Hannibal wurde im Jahre 197 BC zum Sufeten gewählt (Höchster Karthagischer ziviler Administrator, eine Art Konsul ohne Militärkommando). Er reformierte die Karthagische Verfassung. Die Mitgliedschaft im Rat der 104 wurde nicht mehr auf Lebenszeit vergeben sondern nur noch für 1 Jahr. Das ist wichtig, weil in Karthago ( wie auch in Rom) Magistrate vor Strafverfolgung geschützt waren. Nach dieser Reform konnte man für Korruption belangt werden. So verschwanden vor der Reform soviel Steuern und Zölle in privaten Kanälen, dass es schwierig wurde die 200 Talente jährlicher Reparationen aufzubringen, welche Rom Karthago auferlegt hatte.
Nach der Reform konnte das Steuer und Abgabenwesen von Korruption gesäubert werden und es war kein Problem mehr, die Abgaben aufzubringen.
Hannibals Gegner in Karthago waren von diesen Maßnahmen stark betroffen, so dass sie ihn bei den Römern anschwärzten. Er bereite einen neuen Krieg gegen Rom vor.

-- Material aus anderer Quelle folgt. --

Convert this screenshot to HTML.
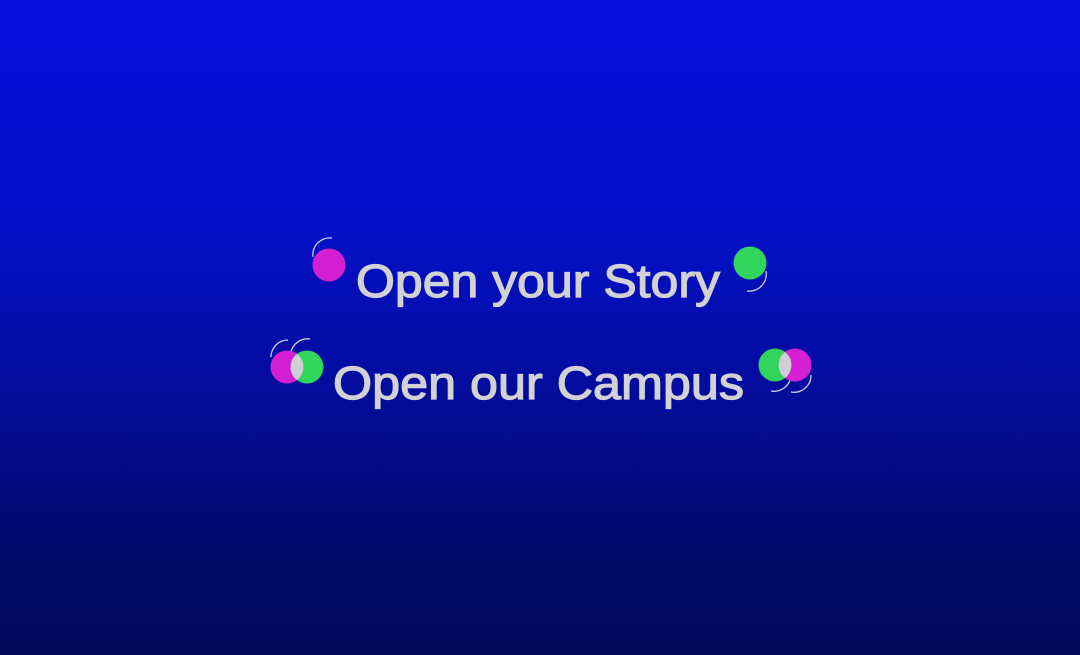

Hannibal konnte sich der Auslieferung an Rom durch Flucht entziehen und lebte noch lange im Exil. Sein Einfluss auf die Geschichte tendierte nach der Flucht aber gegen Null.
Andere Themenstellungen:
Der jugendliche Offizier Publius Cornelius Scipio der jüngere und später bekannt als Scipio Africanus hat in der Reiterschlacht am Ticinus 218 BC laut Livius seinem schwer verwundeten Vater und Konsul gleichen Namens in einer riskanten Aktion das Leben gerettet.
Was wäre, wenn diese Aktion Scipio Africanus das Leben gekostet hätte?
Julius Cäsar war im frühen Erwachsenenalter, als Sulla seine Schreckensherrschafft ausübte. Sulla brachte damals tausende seiner Gegner ums Leben, indem er sie auf eine Todesliste setzte, Proskription genannt.
Cäsar wurde von Sulla auf Bitten von einflussreichen Freunden verschont.
Dabei war Cäsar mit der Tochter des Cinna verheiratet und war auch noch Neffe des Marius. Beide waren Erzfeinde von Sulla. Damit war Cäsar ein vorrangiger Kandidat für Sullas Liste. Was wäre wenn Cäsar damals von Sulla ums Leben gebracht worden wäre?
Was haltet Ihr von einer solchen Themenstellung? Ist das von allgemeinem Interesse, oder aber weil von den historischen Fakten abweichend unerwünscht?